Card Combinations that Change the Story
The Two of Swords is a chameleon; its meaning shifts dramatically depending on the cards around it.
With The Lovers or Justice: choice versus truth
- Two of Swords + The Lovers: When I see these two together, the decision is no longer just practical. It’s a choice tied directly to your core values and your most important relationships. The stalemate is deep and carries serious weight for your heart.
- Two of Swords + Justice: This pair tells me the decision must be made with brutal honesty and integrity. It’s not about what you want; it's about what is objectively, factually right. You have to face the truth, no matter how sharp it is.
With The Hanged Man or Seven of Cups: delay versus dithering
- Two of Swords + The Hanged Man: This combination is the universe giving you permission to wait. The Hanged Man confirms that pausing and looking at the problem from a bizarre new angle is absolutely the right move.
- Two of Swords + Seven of Cups: This pairing points to a paralysis caused by having way too many options and a bad case of wishful thinking.

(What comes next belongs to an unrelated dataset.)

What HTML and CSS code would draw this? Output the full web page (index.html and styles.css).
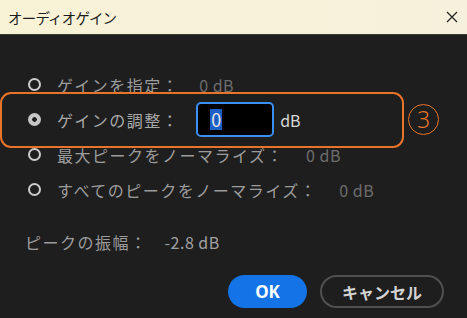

You're not being strategic; you’re just lost in daydreams.
With Ace of Swords: decisive breakthrough
- Two of Swords + Ace of Swords: This is one of my favorite combinations to see. The Ace of Swords is like a bolt of lightning, a blade of pure clarity that slices right through the Two's indecision. A sudden "aha!" moment or a blunt conversation arrives and shatters the stalemate, letting you finally move forward.
Common Mistakes and Ethical Notes When This Card Appears
For both the person getting the reading and the one giving it, this card carries a heavy responsibility.
Decision ownership and avoiding pressure tactics
When I'm reading for someone and the Two of Swords appears, it's a bright red light telling me to back off. My role is not to make the choice for them or to nudge them toward an answer. An ethical reading demands you respect your client's power to choose. I always stress that this is their life and their decision. Pushing for an immediate answer is not only wrong, it’s completely unhelpful.
Clarifying the reader’s role in mediating conflict
If the reading is about a conflict between your client and someone else, the Two of Swords casts you as a neutral mediator. Your job is to show them both sides of the argument without taking one. You have to stay impartial and help your client understand the different perspectives at play. Respect their agency and empower them to find their own way to resolve the conflict.
FAQ
Is avoiding a decision ever wise?
Yes, but only for a little while. The upright Two of Swords suggests a strategic, temporary pause, not a permanent retreat. It's smart to delay when you need to gather facts or let emotions settle. It becomes a problem when that pause turns into fearful procrastination, which is what the reversed card warns against.
What if both choices are bad?
The Two of Swords definitely shows up when you’re stuck between a rock and a hard place. When this happens, the card asks you to change your goal. You're not trying to find the "best" option anymore. You're trying to choose the one that causes the least harm or the one that aligns, even just a little, with your integrity. It's about making a conscious, tough choice instead of letting the situation choose for you.
What if I truly lack information?
If you feel like you're missing a key piece of the puzzle, the Two of Swords is telling you you're right. The blindfold and the crescent moon both scream that some things are still hidden. The advice here is crystal clear: don't decide yet. Your only job right now is to actively hunt for the information you need. Ask the hard questions, do the research, and trust your gut if something feels incomplete. The choice can wait until the fog clears.
What is the Two of Swords advice?
The best advice I can give you from the Two of Swords is to pause before you act. Take a deliberate step back from the chaos, put up some boundaries, and weigh your options without outside pressure. You need to use both your logical mind (the swords) and your intuition (the moon) to find a balanced answer. Don't let anyone rush you, but don't avoid the decision forever, either.
What do two swords symbolize?
In my readings, two swords always symbolize a duality, a choice, and a tense truce. They represent two competing ideas or paths held in a fragile balance. This shows up as a difficult choice, a mental gridlock, or a temporary ceasefire in an argument. The swords themselves always point to the power of your mind, your logic, and the truth.
What is the message of the Two of Swords?
The core message I take from the Two of Swords is that you're at a critical juncture and facing a decision that can't be rushed. It signals that you need a truce—both inside your own head and with the world—to assess the situation calmly. The card gives you permission to be undecided for a moment, but it's also a reminder that this stalemate is temporary. A choice must be made.
What does the Two of Swords mean in feelings?
When this card comes up for feelings, it points to someone who is guarded, conflicted, and emotionally checked out. Whoever this is, they’ve put up a massive defensive wall. They are either unwilling or unable to process their own emotions or make a choice from the heart. I usually see this as a sign that they're protecting themselves from getting hurt again and are blocking any attempt at a real connection.